How do I use my own data?
Short answer
In the line 41 of the MNIST example, you also have to change the output size 10 to 1 in network = fully_connected(network, 10, activation='softmax') to network = fully_connected(network, 1, activation='linear'). Note that you can remove the final softmax.
Looking at your code, it seems you have a target value Y, which means using the L2 loss with mean_square (you will find here all the losses available):
regression(network, optimizer='adam', learning_rate=0.01,
loss='mean_square', name='target')
Also, reshape Y and Y_test to have shape (batch_size, 1).
Long answer: How to analyse the error and find the bug
Here is how to analyse the error:
The error is Cannot feed value ... for Tensor 'target/Y', which means it comes from the feed_dict argument Y.

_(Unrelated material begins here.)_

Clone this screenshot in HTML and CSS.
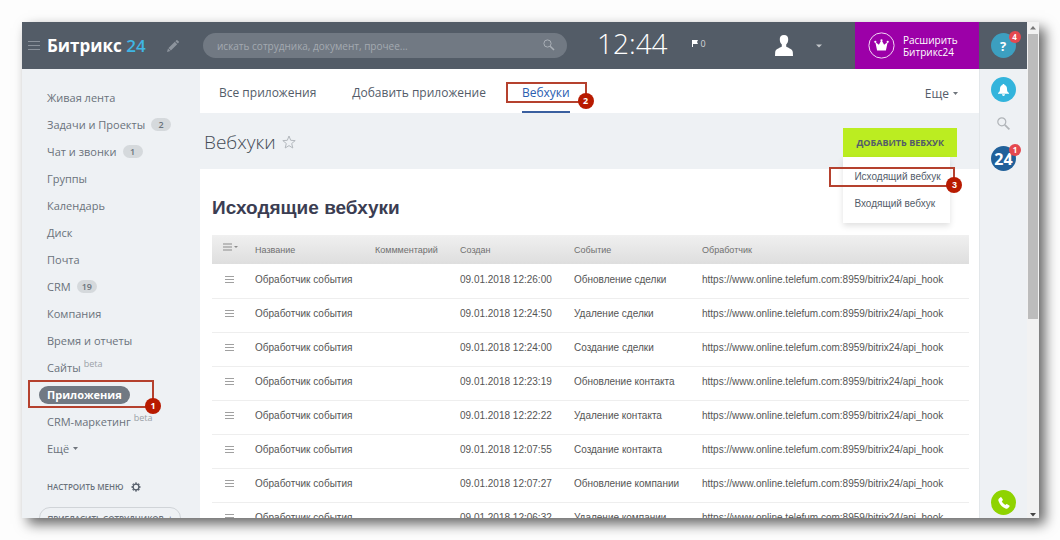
FILE: index.html
```html
<!DOCTYPE html>
<html lang="ru">
<head>
<meta charset="utf-8">
<title>Битрикс 24 – Вебхуки</title>
<link rel="stylesheet" href="styles.css">
</head>
<body>
<div class="frame">
  <div class="app">
    <header class="topbar">
      <button class="icon-btn burger" aria-label="Меню">
        <svg width="12" height="11" viewBox="0 0 12 11"><path d="M0 1.5h12M0 5.5h12M0 9.5h12" stroke="#8b929b" stroke-width="1"/></svg>
      </button>
      <a class="logo" href="#">Битрикс <span class="logo-num">24</span></a>
      <button class="icon-btn edit" aria-label="Изменить">
        <svg width="12" height="12" viewBox="0 0 12 12" fill="#8d949d"><path d="M0 12l1-3.400 2.400 2.400zM1.500 8.100l6.300-6.300 2.400 2.400-6.300 6.300zM8.400 1.200l1-1q.500-.4 1 0l1.400 1.400q.4.500 0 1l-1 1z"/></svg>
      </button>
      <form class="search">
        <input class="search-input" type="text" aria-label="Поиск" placeholder="искать сотрудника, документ, прочее...">
        <svg class="search-icon" width="12" height="12" viewBox="0 0 12 12" fill="none" stroke="#a9afb6"><circle cx="4.500" cy="4.500" r="3.600"/><path d="M7.200 7.200l3.800 3.800" stroke-width="1.600"/></svg>
      </form>
      <time class="clock">12:44</time>
      <span class="flag"><svg width="6" height="7" viewBox="0 0 6 7" fill="#fff"><path d="M0 0h1v7H0zM1 0h5L5 2l1 2H1z"/></svg>0</span>
      <button class="icon-btn user" aria-label="Профиль">
        <svg width="18" height="21" viewBox="0 0 18 21" fill="#fff"><path d="M9 0c3 0 4.400 1.800 4.200 4.600 0 2.200-.8 4-2 5v2c.8 1.200 6.200 2 6.600 5.400L18 21H0l.2-4C.6 13.600 6 12.800 6.800 11.600v-2c-1.200-1-2-2.800-2-5C4.600 1.800 6 0 9 0z"/></svg>
        <svg class="user-caret" width="6" height="4" viewBox="0 0 6 4" fill="#c3c7cb"><path d="M0 .5h6L3 3.500z"/></svg>
      </button>
      <a class="upgrade" href="#">
        <svg width="27" height="27" viewBox="0 0 27 27"><circle cx="13.500" cy="13.500" r="12.600" fill="none" stroke="#f3d7f5"/><path d="M7.300 10l3.600 2.800 2.600-4.800 2.600 4.800 3.600-2.800-1.800 8.400H9.100z" fill="#fff"/><circle cx="7.300" cy="9.800" r="1.100" fill="#fff"/><circle cx="13.500" cy="8.300" r="1.100" fill="#fff"/><circle cx="19.700" cy="9.800" r="1.100" fill="#fff"/></svg>
        <span>Расширить<br>Битрикс24</span>
      </a>
      <div class="help-cell">
        <button class="round help" aria-label="Помощь">?<span class="counter">4</span></button>
      </div>
    </header>

    <nav class="sidebar">
      <ul class="menu">
        <li><a href="#">Живая лента</a></li>
        <li><a href="#">Задачи и Проекты</a><span class="badge">2</span></li>
        <li><a href="#">Чат и звонки</a><span class="badge">1</span></li>
        <li><a href="#">Группы</a></li>
        <li><a href="#">Календарь</a></li>
        <li><a href="#">Диск</a></li>
        <li><a href="#">Почта</a></li>
        <li><a href="#">CRM</a><span class="badge">19</span></li>
        <li><a href="#">Компания</a></li>
        <li><a href="#">Время и отчеты</a></li>
        <li><a href="#">Сайты</a><span class="beta">beta</span></li>
        <li class="marked"><a class="active" href="#">Приложения</a><span class="mark mark-menu"><b class="mark-num">1</b></span></li>
        <li><a href="#">CRM-маркетинг</a><span class="beta">beta</span></li>
      </ul>
      <button class="more">Ещё <svg width="5" height="3" viewBox="0 0 5 3" fill="#6f757c"><path d="M0 0h5L2.500 3z"/></svg></button>
      <button class="configure">Настроить меню
        <svg width="10" height="10" viewBox="0 0 10 10" fill="none" stroke="#535c69"><circle cx="5" cy="5" r="2.900" stroke-width="1.300"/><path d="M5 .6v1.200M5 8.200v1.200M.6 5h1.200M8.200 5h1.200M1.800 1.800l.9.9M7.300 7.300l.9.9M8.200 1.800l-.9.9M2.700 7.300l-.9.9" stroke-width="1.800"/></svg>
      </button>
      <button class="invite">Пригласить сотрудников <span>+</span></button>
    </nav>

    <main class="main">
      <nav class="tabs">
        <a class="tab" href="#">Все приложения</a>
        <a class="tab" href="#">Добавить приложение</a>
        <a class="tab current" href="#">Вебхуки<span class="mark mark-tab"><b class="mark-num">2</b></span></a>
        <button class="tabs-more">Еще <svg width="5" height="3" viewBox="0 0 5 3" fill="#6f757c"><path d="M0 0h5L2.500 3z"/></svg></button>
      </nav>
      <div class="titlebar">
        <h1 class="title">Вебхуки</h1>
        <svg width="14" height="14" viewBox="0 0 14 14" fill="none" stroke="#b3b8bd"><path d="M7 1l1.700 4.300 4.500.3-3.500 2.900 1.100 4.500L7 10.600 3.200 13l1.100-4.500L.8 5.600l4.500-.3z"/></svg>
        <div class="add">
          <button class="add-btn">Добавить вебхук</button>
          <div class="dropdown">
            <a class="drop-item" href="#">Исходящий вебхук<span class="mark mark-drop"><b class="mark-num">3</b></span></a>
            <a class="drop-item" href="#">Входящий вебхук</a>
          </div>
        </div>
      </div>
      <section class="content">
        <h2 class="heading">Исходящие вебхуки</h2>
        <table class="grid">
          <colgroup><col class="c-menu"><col class="c-name"><col class="c-note"><col class="c-date"><col class="c-event"><col></colgroup>
          <thead>
            <tr><th><svg width="15" height="8" viewBox="0 0 15 8"><path d="M0 1h9M0 4h9M0 7h9" stroke="#8b8b8b"/><path d="M11 3h4l-2 2z" fill="#8b8b8b"/></svg></th><th>Название</th><th>Коммментарий</th><th>Создан</th><th>Событие</th><th>Обработчик</th></tr>
          </thead>
          <tbody id="rows"></tbody>
        </table>
      </section>
    </main>

    <aside class="rail">
      <button class="round bell" aria-label="Уведомления">
        <svg width="11" height="12" viewBox="0 0 11 12" fill="#fff"><path d="M5.500 0c.7 0 1 .4 1 1 1.800.5 2.500 2 2.500 3.800 0 2.400.5 3.200 2 4.200v.8H0V9c1.500-1 2-1.800 2-4.200C2 3 2.700 1.500 4.500 1c0-.6.3-1 1-1zM4 10.300h3c0 2.200-3 2.200-3 0z"/></svg>
      </button>
      <button class="icon-btn rail-search" aria-label="Поиск">
        <svg width="13" height="13" viewBox="0 0 13 13" fill="none" stroke="#b0b4b8"><circle cx="4.800" cy="4.800" r="4" stroke-width="1.200"/><path d="M7.800 7.800l4.600 4.600" stroke-width="1.700"/></svg>
      </button>
      <button class="round b24" aria-label="Битрикс24">24<span class="counter">1</span></button>
      <button class="round phone" aria-label="Позвонить">
        <svg width="12" height="12" viewBox="0 0 12 12" fill="#fff"><path d="M1 1.400L2.500.2q.6-.4 1 .2l1.300 2.200q.3.600-.2 1l-.8.700q.8 2.500 3.500 3.800l.9-.8q.5-.4 1-.1l2.100 1.300q.6.500.2 1l-1.300 1.600q-1 1-2.700.4Q2.500 9.500.5 4 0 2.400 1 1.400z"/></svg>
      </button>
    </aside>

    <div class="scrollbar">
      <svg width="6" height="4" viewBox="0 0 6 4" fill="#777"><path d="M3 0l3 3.500H0z"/></svg>
      <div class="thumb"></div>
      <svg class="scroll-down" width="6" height="4" viewBox="0 0 6 4" fill="#444"><path d="M0 0h6L3 3.500z"/></svg>
    </div>
  </div>
</div>
<script src="rows.js"></script>
</body>
</html>
```
FILE: rows.js
```js
const hooks = [
  ["12:26:00", "Обновление сделки"],
  ["12:24:50", "Удаление сделки"],
  ["12:24:00", "Создание сделки"],
  ["12:23:19", "Обновление контакта"],
  ["12:22:22", "Удаление контакта"],
  ["12:07:55", "Создание контакта"],
  ["12:07:27", "Обновление компании"],
  ["12:06:32", "Удаление компании"]
];
const icon = '<svg width="9" height="7" viewBox="0 0 9 7"><path d="M0 .5h9M0 3.500h9M0 6.500h9" stroke="#a0a0a0"/></svg>';
document.getElementById("rows").innerHTML = hooks.map(([time, event]) =>
  `<tr><td class="handle">${icon}</td><td>Обработчик события</td><td></td><td>09.01.2018 ${time}</td><td>${event}</td><td>https://www.online.telefum.com:8959/bitrix24/api_hook</td></tr>`
).join("");
```
FILE: styles.css
```css
* { box-sizing: border-box; }
body {
  margin: 0;
  background: #fdfdfd;
  font-family: "Open Sans", "Noto Sans", sans-serif;
  font-size: 12px;
  color: #535c69;
}
a { color: inherit; text-decoration: none; }
button {
  border: 0;
  padding: 0;
  background: none;
  font: inherit;
  color: inherit;
  cursor: pointer;
}
svg { display: block; flex: none; }

.frame { height: 100vh; padding: 22px 21px 22px 22px; }
.app {
  display: grid;
  grid-template-columns: 178px 1fr 48px 12px;
  grid-template-rows: 47px minmax(0, 1fr);
  height: 100%;
  overflow: hidden;
  background: #eef1f4;
  box-shadow: 6px 6px 12px rgba(0, 0, 0, .6);
}

/* Top bar */
.topbar {
  grid-column: 1 / 4;
  display: flex;
  align-items: center;
  background: #535c67;
  color: #fff;
}
.burger { margin: 0 7px 0 6px; }
.logo { width: 120px; font-size: 17px; font-weight: 700; line-height: 24px; }
.logo-num { color: #3fb6e4; font-weight: 600; }
.edit { margin-right: 24px; }
.search { position: relative; flex: 0 1 364px; }
.search-input {
  display: block;
  width: 100%;
  height: 25px;
  padding: 0 36px 0 14px;
  border: 0;
  border-radius: 13px;
  background: #717983;
  font-family: inherit;
  font-size: 10px;
  color: #fff;
}
.search-input::placeholder { color: #a4aab1; opacity: 1; }
.search-icon { position: absolute; right: 12px; top: 6px; }
.clock { margin-left: 30px; padding-bottom: 5px; font-size: 28px; font-weight: 300; line-height: 36px; }
.flag {
  display: flex;
  align-items: center;
  gap: 3px;
  margin-left: 24px;
  padding-bottom: 4px;
  font-size: 9px;
  line-height: 12px;
  color: #d3d6d9;
}
.user { display: flex; align-items: center; gap: 23px; margin-left: auto; }
.upgrade {
  display: flex;
  align-items: center;
  gap: 8px;
  width: 124px;
  height: 47px;
  margin-left: 33px;
  padding-left: 13px;
  background: #9c00a8;
  font-size: 10px;
  line-height: 12px;
}
.help-cell { display: flex; justify-content: center; width: 48px; }

.round {
  position: relative;
  display: flex;
  flex: none;
  align-items: center;
  justify-content: center;
  width: 25px;
  height: 25px;
  border-radius: 50%;
  color: #fff;
  font-weight: 700;
}
.help { background: #3c9fc0; font-size: 13px; }
.bell { background: #33b4dc; }
.b24 { background: #21619a; font-size: 16px; }
.phone { background: #8fd300; margin-top: auto; }
.counter {
  position: absolute;
  top: -2px;
  right: -5px;
  width: 12px;
  height: 12px;
  border-radius: 50%;
  background: #e5484f;
  font-size: 8px;
  line-height: 12px;
  text-align: center;
}

/* Left menu */
.sidebar { padding: 15px 17px 0; color: #6a727b; font-size: 11px; }
.menu { margin: 0; padding: 0; list-style: none; }
.menu li {
  display: flex;
  align-items: center;
  height: 27px;
  padding-left: 8px;
  white-space: nowrap;
}
.badge {
  min-width: 20px;
  margin-left: 6px;
  padding: 0 5px;
  border-radius: 7px;
  background: #d5d9dc;
  font-size: 9px;
  font-weight: 600;
  line-height: 13px;
  text-align: center;
}
.beta { align-self: flex-start; margin-left: 3px; font-size: 9px; line-height: 20px; color: #9ba1a7; }
.marked { position: relative; }
.active {
  margin-left: -8px;
  padding: 0 8px;
  border-radius: 9px;
  background: #717983;
  color: #fff;
  font-weight: 700;
  line-height: 18px;
}
.more, .configure { display: flex; align-items: center; gap: 4px; margin-left: 8px; }
.more { height: 27px; }
.configure {
  gap: 8px;
  margin-top: 18px;
  font-size: 8px;
  font-weight: 600;
  line-height: 14px;
  text-transform: uppercase;
}
.invite {
  display: block;
  width: 142px;
  height: 22px;
  margin-top: 13px;
  border: 1px solid #d0d4d8;
  border-radius: 11px;
  font-size: 8px;
  font-weight: 600;
  text-transform: uppercase;
  white-space: nowrap;
}
.invite span { margin-left: 2px; }

/* Numbered callouts */
.mark { position: absolute; border: 2px solid #b5412e; pointer-events: none; }
.mark-num {
  position: absolute;
  right: -9px;
  bottom: -8px;
  width: 16px;
  height: 16px;
  border-radius: 50%;
  background: #b81a00;
  color: #fff;
  font-size: 9px;
  font-weight: 700;
  line-height: 16px;
  text-align: center;
}
.mark-menu { left: -11px; top: -1px; width: 126px; height: 28px; }
.mark-tab { inset: 13px -17px 8px -16px; }
.mark-drop { inset: -1px -5px -1px -14px; }

/* Main column */
.main { display: flex; flex-direction: column; min-width: 0; min-height: 0; }
.tabs {
  display: flex;
  flex: none;
  gap: 36px;
  height: 44px;
  padding: 0 21px 0 19px;
  background: #fff;
}
.tab { position: relative; line-height: 48px; }
.current { color: #2a5db0; border-bottom: 2px solid #3a5f9f; }
.tabs-more { display: flex; align-items: center; gap: 4px; margin-left: auto; padding-top: 4px; }
.titlebar {
  display: flex;
  align-items: center;
  flex: none;
  gap: 6px;
  height: 56px;
  padding: 2px 22px 0 4px;
}
.title { margin: 0; font-size: 19px; font-weight: 300; line-height: 28px; color: #444b55; }
.add { position: relative; margin-left: auto; }
.add-btn {
  display: block;
  height: 29px;
  padding: 0 13px;
  background: #bbed21;
  font-size: 9px;
  font-weight: 700;
  text-transform: uppercase;
}
.dropdown {
  position: absolute;
  z-index: 1;
  top: 100%;
  left: 0;
  width: 107px;
  padding: 11px 0 10px;
  background: #fff;
  box-shadow: 0 3px 6px rgba(0, 0, 0, .12);
}
.drop-item {
  position: relative;
  display: block;
  padding-left: 11px;
  font-family: "Liberation Sans", Arial, sans-serif;
  font-size: 10px;
  line-height: 18px;
  white-space: nowrap;
}
.drop-item + .drop-item { margin-top: 9px; }
.content { flex: 1; min-height: 0; padding: 25px 10px 0 12px; background: #fff; }
.heading {
  margin: 0 0 13px;
  font-family: "Liberation Sans", Arial, sans-serif;
  font-size: 19px;
  font-weight: 700;
  line-height: 28px;
  color: #3b3d52;
}
.grid {
  width: 100%;
  table-layout: fixed;
  border-collapse: collapse;
  font-family: "Liberation Sans", Arial, sans-serif;
  font-size: 10px;
  color: #555;
  white-space: nowrap;
}
.c-menu { width: 43px; }
.c-name { width: 120px; }
.c-note { width: 85px; }
.c-date { width: 114px; }
.c-event { width: 128px; }
.grid thead { background: linear-gradient(#f0f0f0, #dedede); }
.grid th {
  height: 29px;
  padding: 0;
  font-weight: 400;
  font-size: 9px;
  text-align: left;
  color: #707070;
}
.grid th svg { margin: -6px 0 0 11px; }
.grid td { height: 34px; padding: 0 0 3px; border-bottom: 1px solid #eee; }
.handle svg { margin-left: 13px; }

/* Right rail and scrollbar */
.rail {
  display: flex;
  flex-direction: column;
  align-items: center;
  padding: 8px 0 3px;
  border-left: 1px solid #e3e7ea;
}
.rail-search { margin: 15px 0 16px; }
.scrollbar {
  grid-column: 4;
  grid-row: 1 / 3;
  display: flex;
  flex-direction: column;
  align-items: center;
  gap: 4px;
  padding: 4px 0 1px;
  background: #f2f2f2;
}
.thumb { width: 10px; height: 58%; background: #bcbcbc; }
.scroll-down { margin-top: auto; }
```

Again, according to the error, you try to feed an Y value of shape (64,) whereas the network expect a shape (?, 10).
It expects a shape (batch_size, 10), because originally it's a network for MNIST (10 classes)
We now want to change the expected value of the network for Y.
in the code, we see that the last layer fully_connected(network, 10, activation='softmax') is returning an output of size 10
We change that to an output of size 1 without softmax: fully_connected(network, 1, activation='linear')
In the end, it was not a bug, but a wrong model architecture.